Indian Poet Rabindranath Tagore dubbed Mohandas Gandhi, his real name, a “Mahatma” or “Great Soul”. Common people as well as politicians accepted this title for Gandhi because his teachings, beliefs, and self-sacrifice were perceived as life changing. As a preeminent social, political and spiritual leader, he addressed racial inequality in South Africa before endeavoring to seek unity between Hindus and Muslims in India.
In Gandhi’s List of Social Sins: Lessons in Truth, author Frank Woolever introduces and discusses Gandhi’s thought and action for the common good. Gandhi was known for his appeal for nonviolence in the world, as well as the rule of truth and honesty in each individual’s life. He resorted to prolonged fasting and days of silence to address social and political issues he deemed critical for all.
Prominent peacemakers who became his imitators and embraced his vision include Salvadoran Archbishop Oscar Romero and Martin Luther King, Jr., both religious leaders who were assassinated for standing up against injustice.
Gandhi’s printing presses and publications became an important conduit for spreading his ideas to millions worldwide, just as Frank Woolever found the power of the printed word a useful tool in addressing inequality and non-violent solutions to conflict. This book describes them both.
About the Author
Frank Woolever was born in Syracuse, New York, where he lived most of his life.

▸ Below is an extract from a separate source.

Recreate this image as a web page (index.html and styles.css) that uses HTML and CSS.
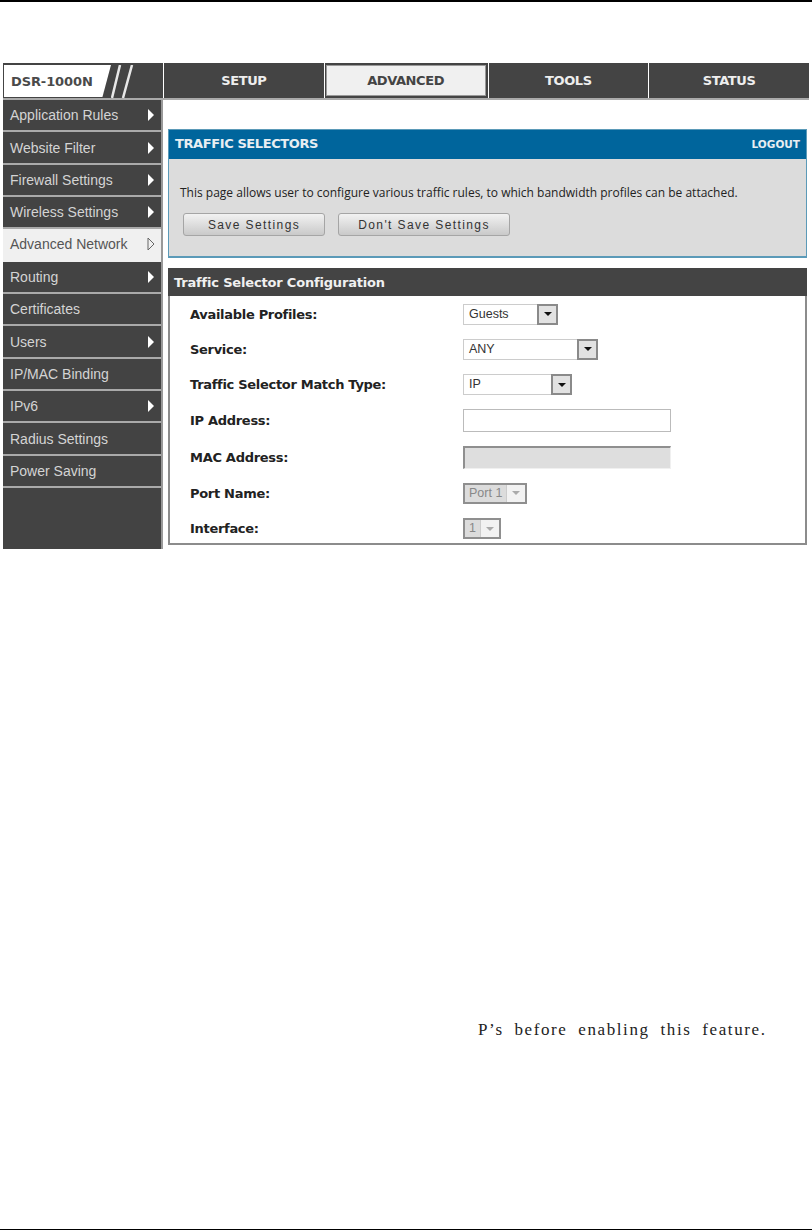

Woolever committed his life to being a peacemaker and was a consummate community organizer. He advocated tirelessly for disadvantaged people and at the same time challenged social systems that foster poverty.
Woolever earned a Master of Divinity at St. Bernard’s Seminary, Rochester, New York, a Master of Public Administration from Syracuse University, and a Doctor of Ministry at Colgate-Rochester Divinity School. He was a certified Fellow of the American Association of Pastoral Counselors.
Serving three months in federal prison for civil disobedience at Ft. Benning, Georgia prompted the author to write Gandhi’s List of Social Sins: Lessons in Truth.
Woolever died in 2010 and is survived by his wife Meme Woolever and daughters Heidi Woolever Daly and Amy Woolever.